Earlier in May, we shared a report on the amount that has been seized in recent times funneling through the southern border in Texas. 

Here’s that previous report. 


TEXAS – During a recent appearance on “Fox & Friends”, Texas Governor Greg Abbott claimed that there has been nearly an “800% increase April over April,” with respect to the amount of fentanyl that has been caught at the southern border by authorities.

To illustrate the severity of the amount of fentanyl apprehended along the southern border, the Texas governor stated that there has been enough fentanyl seized by authorities “to kill every single person in the state of New York.”

During the May 14th broadcast of “Fox & Friends”, Governor Abbott first levied criticism toward DHS Secretary Alejandro Mayorkas and the Biden administration for either being woefully inept regarding the crisis at the southern border – or they are simply gaslighting Americans into believing things aren’t that big of a deal:

“I don’t know if Secretary Mayorkas and the Biden administration either don’t have a clue what’s going on or they are purposefully misleading their fellow Americans because here are the numbers.”

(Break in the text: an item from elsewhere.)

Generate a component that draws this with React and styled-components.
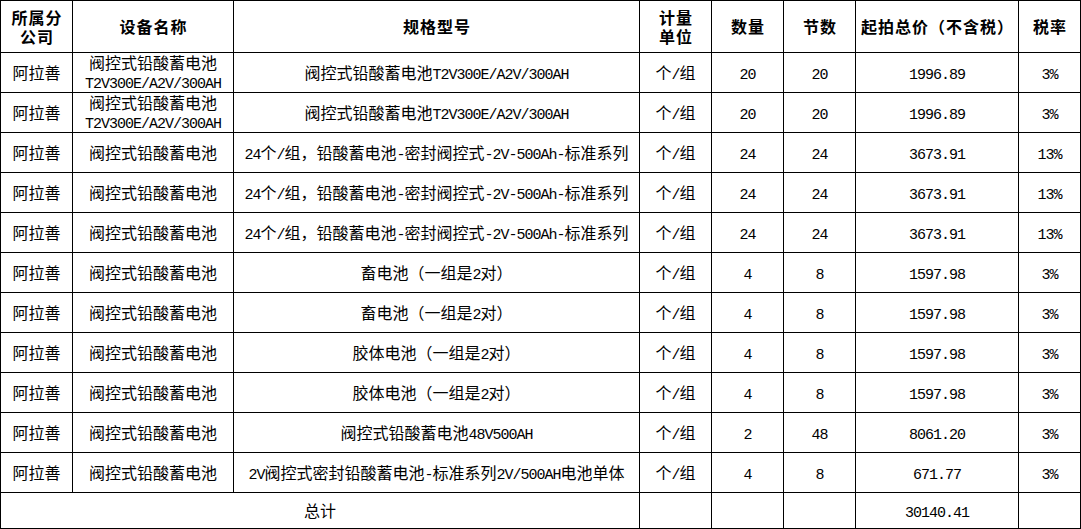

“On the national level with regard to the Border Patrol, they apprehended last month—in the month of April, more than 170,000 people. That is a tenfold increase over the prior April where they apprehended about 17,000 people.”

Governor Abbott then shifted focus from the issues pertaining to unlawful entries into the country to that of another matter transpiring in tandem, which is the fentanyl that authorities have encountered and seized at the border as well:

“But I gotta tell you there’s a new dynamic about what’s going on at the border that Americans need to know about and that is increased apprehension of fentanyl coming across the border. Yes, there may be people coming across but there are dangerous drugs coming across the border.”

According to the National Institutes of Health, fentanyl is one of the most potent synthetic opioids, which also has given the drug the reputation of becoming one of the most associated with overdose deaths:

“Fentanyl is a powerful synthetic opioid that is similar to morphine but is 50 to 100 times more potent. It is a prescription drug that is also made and used illegally.”

“Synthetic opioids, including fentanyl, are now the most common drugs involved in drug overdose deaths in the United States. In 2017, 59.8 percent of opioid-related deaths involved fentanyl compared to 14.3 percent in 2010.”

According to Governor Abbott, the Department of Public Safety have intercepted enough fentanyl along the southern border to kill every single person in New York by way of an overdose:

“We had almost an 800% increase April over April of the amount of fentanyl that has been apprehended by the Texas Department of Public Safety. We have obtained enough fentanyl coming across the border to kill every single person in the state of New York.”